**Given information**
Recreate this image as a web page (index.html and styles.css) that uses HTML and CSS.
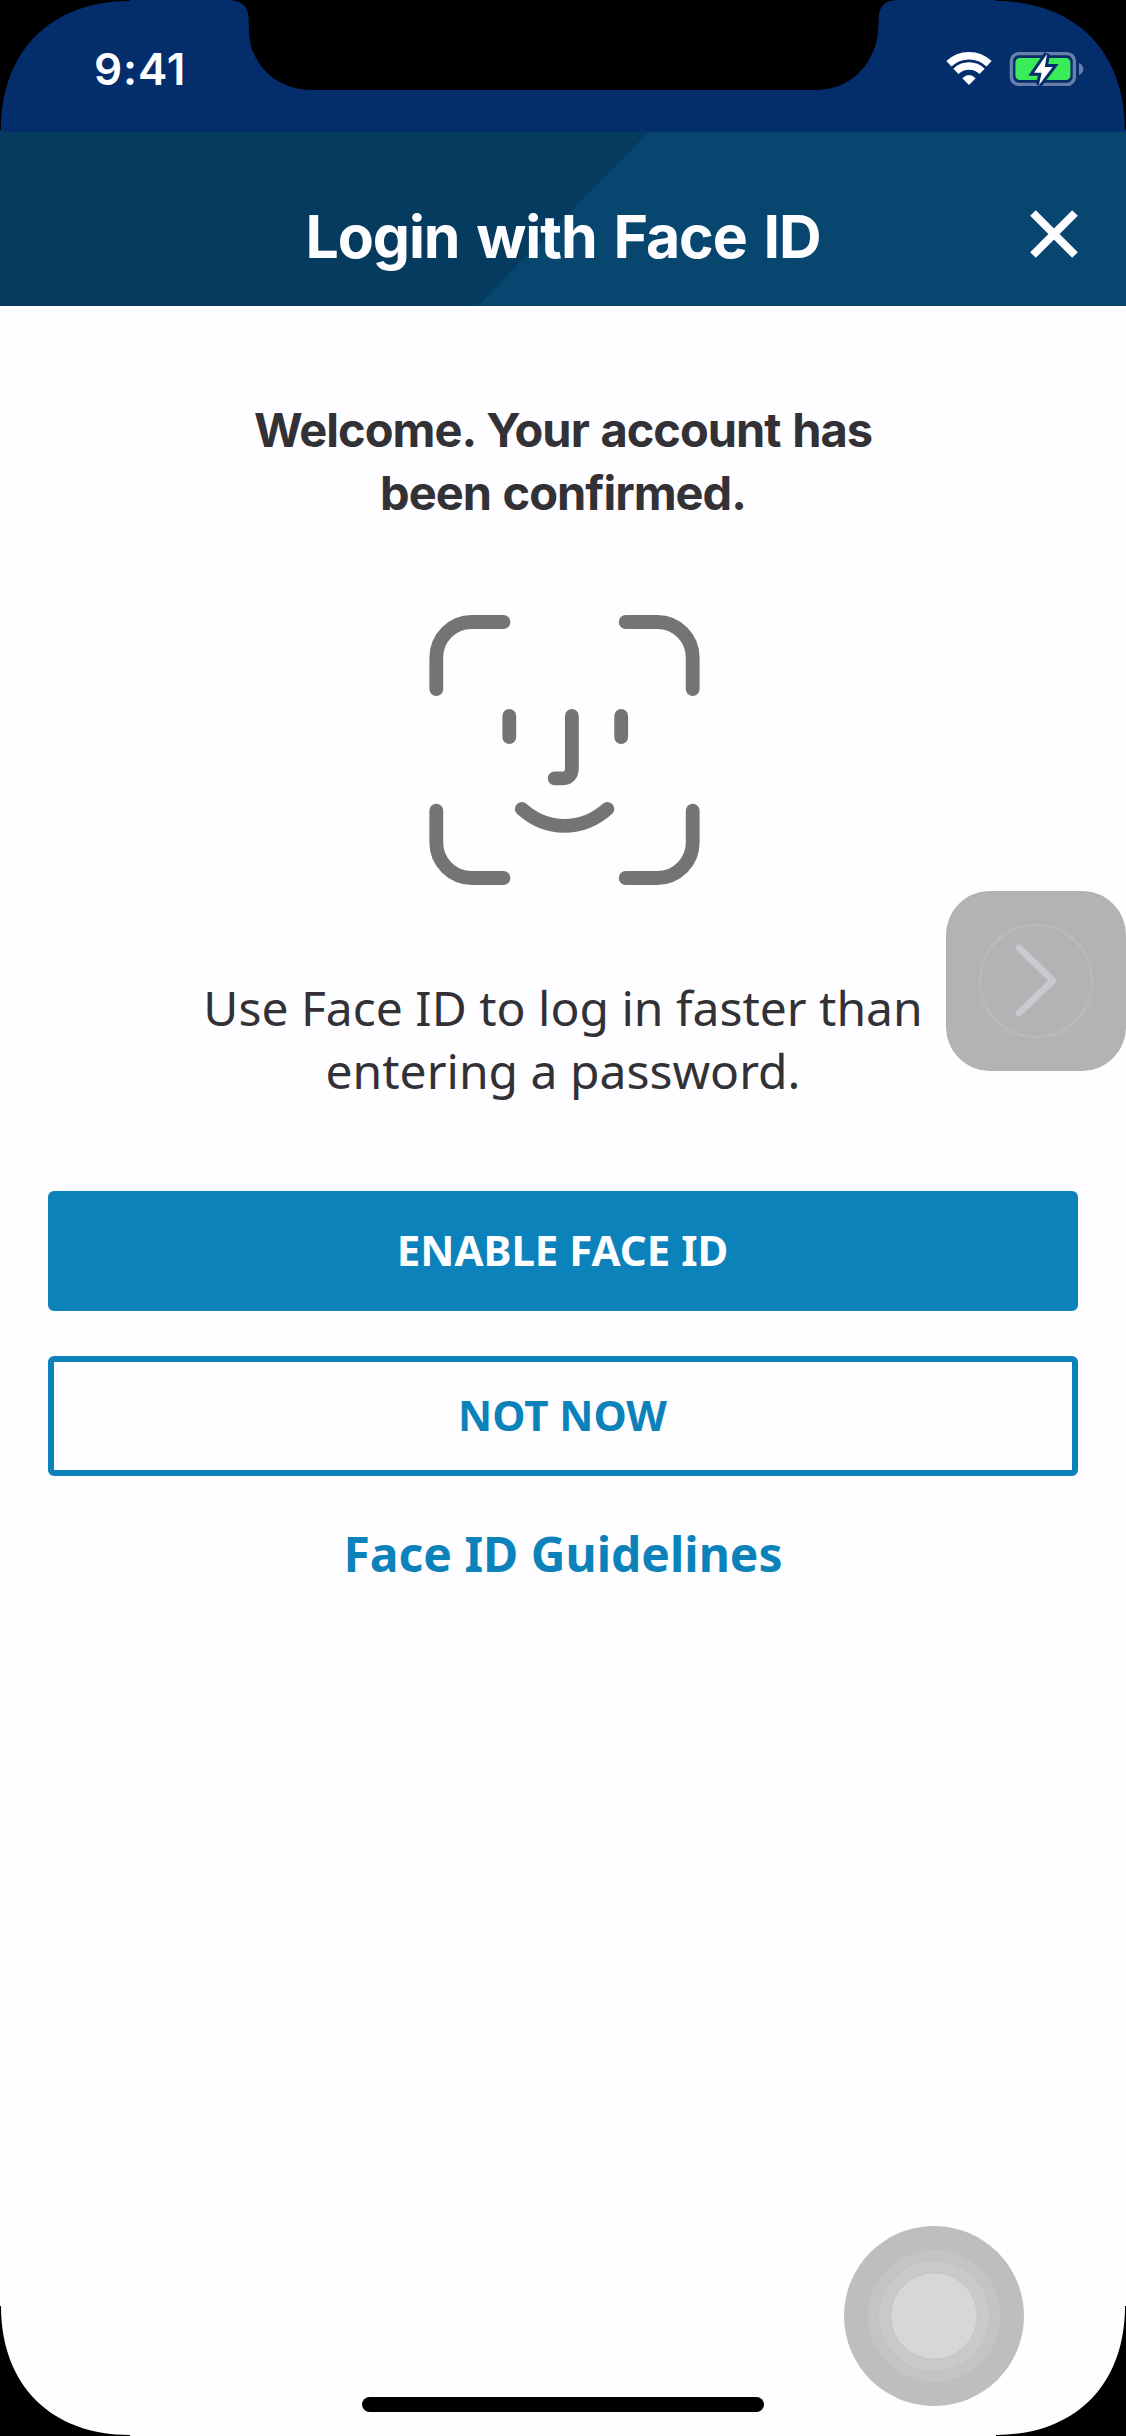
FILE: index.html
```html
<!DOCTYPE html>
<html lang="en">
<head>
<meta charset="utf-8">
<title>Login with Face ID</title>
<link rel="stylesheet" href="styles.css">
</head>
<body>
<div class="screen">
  <div class="status-bar">
    <span class="time">9:41</span>
    <div class="status-icons">
      <svg class="wifi" viewBox="945 51 48 36" width="48" height="36">
        <path d="M948.9 63.8A29.2 29.2 0 0 1 989.1 63.8" />
        <path d="M955.9 71.3A18.8 18.8 0 0 1 982.1 71.3" />
        <path class="wifi-dot" d="M969 85L962.3 78.2Q969 72 975.7 78.2Z" />
      </svg>
      <svg class="battery" viewBox="1009 50 76 38" width="76" height="38">
        <rect class="battery-shell" x="1011.4" y="53.6" width="63" height="30.8" rx="7.5" />
        <path class="battery-cap" d="M1079 63Q1083.3 65 1083.3 69T1079 75Z" />
        <rect class="battery-level" x="1015.4" y="58" width="55" height="22" rx="4.5" />
        <path class="bolt" d="M1047 54L1034 72.8H1041.6L1039 85L1052.6 67H1044.8Z" />
      </svg>
    </div>
  </div>
  <header class="header">
    <h1 class="title">Login with Face ID</h1>
    <svg class="close" viewBox="0 0 48 48" width="48" height="48"><path d="M3 3L45 45M45 3L3 45" /></svg>
  </header>
  <main class="content">
    <h2 class="welcome">Welcome. Your account has<br>been confirmed.</h2>
    <svg class="face" viewBox="0 0 330 320" width="330" height="320">
      <path d="M36.3 99V67.5A35.5 35.5 0 0 1 71.8 32H103.5M225.7 32H257.2A35.5 35.5 0 0 1 292.7 67.5V99M36.3 220.7V252.5A35.5 35.5 0 0 0 71.8 288H103.5M225.7 288H257.2A35.5 35.5 0 0 0 292.7 252.5V220.7" />
      <path d="M109.3 126V147M221.2 126V147M171.9 126V178Q171.9 188.4 161.5 188.4H154.7M121.8 218.8C147 241.5 182 241.5 207.4 218.8" />
    </svg>
    <p class="message">Use Face ID to log in faster than<br>entering a password.</p>
    <div class="actions">
      <button class="button primary">ENABLE FACE ID</button>
      <button class="button secondary">NOT NOW</button>
      <a class="guidelines">Face ID Guidelines</a>
    </div>
  </main>
  <svg class="side-tab" viewBox="0 0 180 180" width="180" height="180">
    <rect class="tab-bg" width="180" height="180" rx="44" />
    <circle class="tab-ring" cx="90" cy="90" r="56" />
    <path class="tab-arrow" d="M73 57L107 89.5L73 122" />
  </svg>
  <svg class="touch" viewBox="0 0 180 180" width="180" height="180">
    <circle class="touch-1" cx="90" cy="90" r="90" />
    <circle class="touch-2" cx="90" cy="90" r="66" />
    <circle class="touch-3" cx="90" cy="90" r="56" />
    <circle class="touch-4" cx="90" cy="90" r="43.3" />
  </svg>
  <div class="home-bar"></div>
  <svg class="bezel" viewBox="0 0 1126 2436" width="1126" height="2436">
    <path d="M0 0H130V1C52 1 1 50 1 130H0Z" />
    <path d="M1126 0H996V1C1074 1 1125 50 1125 130H1126Z" />
    <path d="M0 2436H130V2435C52 2435 1 2386 1 2306H0Z" />
    <path d="M1126 2436H996V2435C1074 2435 1125 2386 1125 2306H1126Z" />
    <path d="M226 0C241 0 248.5 5 248.7 20C249 37 249 44 255 56C264 75 284 90 312 90H816C842 90 862 75 871 56C877 44 878 37 878.7 20C879 5 885 0 900 0Z" />
  </svg>
</div>
</body>
</html>
```
FILE: styles.css
```css
* { box-sizing: border-box; }

body { margin: 0; }

.screen {
  position: relative;
  display: flex;
  flex-direction: column;
  width: 1126px;
  height: 2436px;
  overflow: hidden;
  background: #fefdff;
  color: #323135;
  font-family: "Noto Sans", sans-serif;
}

.status-bar {
  display: flex;
  justify-content: space-between;
  height: 132px;
  padding: 42px 41px 0 94px;
  background: #042d6b;
}

.time {
  color: #fff;
  font: 600 44px/54px Inter, sans-serif;
  letter-spacing: 0.9px;
}

.status-icons {
  display: flex;
  align-items: center;
  gap: 16px;
  height: 54px;
}

.wifi path { fill: none; stroke: #fff; stroke-width: 7.4; }
.wifi .wifi-dot { fill: #fff; stroke: none; }
.battery-shell { fill: none; stroke: #6880a9; stroke-width: 3.4; }
.battery-cap { fill: #6880a9; }
.battery-level { fill: #3bec59; }
.bolt { fill: #fff; stroke: #042d6b; stroke-width: 6; paint-order: stroke; }

.header {
  display: grid;
  grid-template-columns: 48px 1fr 48px;
  height: 174px;
  padding: 66px 48px 0;
  background-color: #06466f;
  background-image: linear-gradient(134.6deg, #053b5e 461.5px, transparent 462.5px);
}

.title {
  grid-column: 2;
  margin: 0;
  color: #fefdff;
  text-align: center;
  white-space: nowrap;
  font: 700 59px/78px Inter, sans-serif;
  letter-spacing: -1.1px;
  word-spacing: 4px;
}

.close {
  margin-top: 12px;
  fill: none;
  stroke: #fefdff;
  stroke-width: 8;
}

.content {
  display: flex;
  flex-direction: column;
  align-items: center;
}

.welcome {
  margin: 92px 0 0;
  text-align: center;
  white-space: nowrap;
  font: 700 47px/63px Inter, sans-serif;
  letter-spacing: -1px;
  word-spacing: 1.5px;
}

.face {
  margin-top: 66px;
  margin-left: 4px;
  fill: none;
  stroke: #757376;
  stroke-width: 13.8;
  stroke-linecap: round;
}

.message {
  margin: 66px 0 0;
  text-align: center;
  white-space: nowrap;
  font-size: 48px;
  line-height: 63px;
}

.actions {
  display: flex;
  flex-direction: column;
  align-items: center;
  width: 1030px;
  margin-top: 89px;
}

.button {
  width: 100%;
  height: 120px;
  padding: 0 1px 2px 0;
  border: 6px solid #0c82bb;
  border-radius: 6px;
  font: 700 42px/60px "Noto Sans", sans-serif;
}

.primary { background: #0c82bb; color: #fefdff; }
.secondary { margin-top: 45px; background: #fefdff; color: #0c82bb; }

.guidelines {
  margin-top: 46px;
  color: #0c82bb;
  font-weight: 700;
  font-size: 48px;
  line-height: 63px;
}

.side-tab { position: absolute; left: 946px; top: 891px; }
.tab-bg { fill: #b4b2b5; }
.tab-ring { fill: none; stroke: #bab8bb; stroke-width: 3; }
.tab-arrow { fill: none; stroke: #cbc9cd; stroke-width: 6.6; stroke-linecap: round; stroke-linejoin: round; }

.touch { position: absolute; left: 844px; top: 2226px; }
.touch-1 { fill: #bfbdc0; }
.touch-2 { fill: #c5c3c6; }
.touch-3 { fill: #cac8cb; stroke: #c1bfc2; stroke-width: 1; }
.touch-4 { fill: #d8d6d9; stroke: #c5c3c6; stroke-width: 1; }

.home-bar {
  position: absolute;
  left: 362px;
  top: 2397px;
  width: 402px;
  height: 15px;
  border-radius: 8px;
  background: #000;
}

.bezel { position: absolute; left: 0; top: 0; }
```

**Task description**
Omit pictures; set down the rest of the material word for word.

**Expected answer**
Recreate this image as a web page (index.html and styles.css) that uses HTML and CSS.
FILE: index.html
```html
<!DOCTYPE html>
<html lang="en">
<head>
<meta charset="utf-8">
<title>Login with Face ID</title>
<link rel="stylesheet" href="styles.css">
</head>
<body>
<div class="screen">
  <div class="status-bar">
    <span class="time">9:41</span>
    <div class="status-icons">
      <svg class="wifi" viewBox="945 51 48 36" width="48" height="36">
        <path d="M948.9 63.8A29.2 29.2 0 0 1 989.1 63.8" />
        <path d="M955.9 71.3A18.8 18.8 0 0 1 982.1 71.3" />
        <path class="wifi-dot" d="M969 85L962.3 78.2Q969 72 975.7 78.2Z" />
      </svg>
      <svg class="battery" viewBox="1009 50 76 38" width="76" height="38">
        <rect class="battery-shell" x="1011.4" y="53.6" width="63" height="30.8" rx="7.5" />
        <path class="battery-cap" d="M1079 63Q1083.3 65 1083.3 69T1079 75Z" />
        <rect class="battery-level" x="1015.4" y="58" width="55" height="22" rx="4.5" />
        <path class="bolt" d="M1047 54L1034 72.8H1041.6L1039 85L1052.6 67H1044.8Z" />
      </svg>
    </div>
  </div>
  <header class="header">
    <h1 class="title">Login with Face ID</h1>
    <svg class="close" viewBox="0 0 48 48" width="48" height="48"><path d="M3 3L45 45M45 3L3 45" /></svg>
  </header>
  <main class="content">
    <h2 class="welcome">Welcome. Your account has<br>been confirmed.</h2>
    <svg class="face" viewBox="0 0 330 320" width="330" height="320">
      <path d="M36.3 99V67.5A35.5 35.5 0 0 1 71.8 32H103.5M225.7 32H257.2A35.5 35.5 0 0 1 292.7 67.5V99M36.3 220.7V252.5A35.5 35.5 0 0 0 71.8 288H103.5M225.7 288H257.2A35.5 35.5 0 0 0 292.7 252.5V220.7" />
      <path d="M109.3 126V147M221.2 126V147M171.9 126V178Q171.9 188.4 161.5 188.4H154.7M121.8 218.8C147 241.5 182 241.5 207.4 218.8" />
    </svg>
    <p class="message">Use Face ID to log in faster than<br>entering a password.</p>
    <div class="actions">
      <button class="button primary">ENABLE FACE ID</button>
      <button class="button secondary">NOT NOW</button>
      <a class="guidelines">Face ID Guidelines</a>
    </div>
  </main>
  <svg class="side-tab" viewBox="0 0 180 180" width="180" height="180">
    <rect class="tab-bg" width="180" height="180" rx="44" />
    <circle class="tab-ring" cx="90" cy="90" r="56" />
    <path class="tab-arrow" d="M73 57L107 89.5L73 122" />
  </svg>
  <svg class="touch" viewBox="0 0 180 180" width="180" height="180">
    <circle class="touch-1" cx="90" cy="90" r="90" />
    <circle class="touch-2" cx="90" cy="90" r="66" />
    <circle class="touch-3" cx="90" cy="90" r="56" />
    <circle class="touch-4" cx="90" cy="90" r="43.3" />
  </svg>
  <div class="home-bar"></div>
  <svg class="bezel" viewBox="0 0 1126 2436" width="1126" height="2436">
    <path d="M0 0H130V1C52 1 1 50 1 130H0Z" />
    <path d="M1126 0H996V1C1074 1 1125 50 1125 130H1126Z" />
    <path d="M0 2436H130V2435C52 2435 1 2386 1 2306H0Z" />
    <path d="M1126 2436H996V2435C1074 2435 1125 2386 1125 2306H1126Z" />
    <path d="M226 0C241 0 248.5 5 248.7 20C249 37 249 44 255 56C264 75 284 90 312 90H816C842 90 862 75 871 56C877 44 878 37 878.7 20C879 5 885 0 900 0Z" />
  </svg>
</div>
</body>
</html>
```
FILE: styles.css
```css
* { box-sizing: border-box; }

body { margin: 0; }

.screen {
  position: relative;
  display: flex;
  flex-direction: column;
  width: 1126px;
  height: 2436px;
  overflow: hidden;
  background: #fefdff;
  color: #323135;
  font-family: "Noto Sans", sans-serif;
}

.status-bar {
  display: flex;
  justify-content: space-between;
  height: 132px;
  padding: 42px 41px 0 94px;
  background: #042d6b;
}

.time {
  color: #fff;
  font: 600 44px/54px Inter, sans-serif;
  letter-spacing: 0.9px;
}

.status-icons {
  display: flex;
  align-items: center;
  gap: 16px;
  height: 54px;
}

.wifi path { fill: none; stroke: #fff; stroke-width: 7.4; }
.wifi .wifi-dot { fill: #fff; stroke: none; }
.battery-shell { fill: none; stroke: #6880a9; stroke-width: 3.4; }
.battery-cap { fill: #6880a9; }
.battery-level { fill: #3bec59; }
.bolt { fill: #fff; stroke: #042d6b; stroke-width: 6; paint-order: stroke; }

.header {
  display: grid;
  grid-template-columns: 48px 1fr 48px;
  height: 174px;
  padding: 66px 48px 0;
  background-color: #06466f;
  background-image: linear-gradient(134.6deg, #053b5e 461.5px, transparent 462.5px);
}

.title {
  grid-column: 2;
  margin: 0;
  color: #fefdff;
  text-align: center;
  white-space: nowrap;
  font: 700 59px/78px Inter, sans-serif;
  letter-spacing: -1.1px;
  word-spacing: 4px;
}

.close {
  margin-top: 12px;
  fill: none;
  stroke: #fefdff;
  stroke-width: 8;
}

.content {
  display: flex;
  flex-direction: column;
  align-items: center;
}

.welcome {
  margin: 92px 0 0;
  text-align: center;
  white-space: nowrap;
  font: 700 47px/63px Inter, sans-serif;
  letter-spacing: -1px;
  word-spacing: 1.5px;
}

.face {
  margin-top: 66px;
  margin-left: 4px;
  fill: none;
  stroke: #757376;
  stroke-width: 13.8;
  stroke-linecap: round;
}

.message {
  margin: 66px 0 0;
  text-align: center;
  white-space: nowrap;
  font-size: 48px;
  line-height: 63px;
}

.actions {
  display: flex;
  flex-direction: column;
  align-items: center;
  width: 1030px;
  margin-top: 89px;
}

.button {
  width: 100%;
  height: 120px;
  padding: 0 1px 2px 0;
  border: 6px solid #0c82bb;
  border-radius: 6px;
  font: 700 42px/60px "Noto Sans", sans-serif;
}

.primary { background: #0c82bb; color: #fefdff; }
.secondary { margin-top: 45px; background: #fefdff; color: #0c82bb; }

.guidelines {
  margin-top: 46px;
  color: #0c82bb;
  font-weight: 700;
  font-size: 48px;
  line-height: 63px;
}

.side-tab { position: absolute; left: 946px; top: 891px; }
.tab-bg { fill: #b4b2b5; }
.tab-ring { fill: none; stroke: #bab8bb; stroke-width: 3; }
.tab-arrow { fill: none; stroke: #cbc9cd; stroke-width: 6.6; stroke-linecap: round; stroke-linejoin: round; }

.touch { position: absolute; left: 844px; top: 2226px; }
.touch-1 { fill: #bfbdc0; }
.touch-2 { fill: #c5c3c6; }
.touch-3 { fill: #cac8cb; stroke: #c1bfc2; stroke-width: 1; }
.touch-4 { fill: #d8d6d9; stroke: #c5c3c6; stroke-width: 1; }

.home-bar {
  position: absolute;
  left: 362px;
  top: 2397px;
  width: 402px;
  height: 15px;
  border-radius: 8px;
  background: #000;
}

.bezel { position: absolute; left: 0; top: 0; }
```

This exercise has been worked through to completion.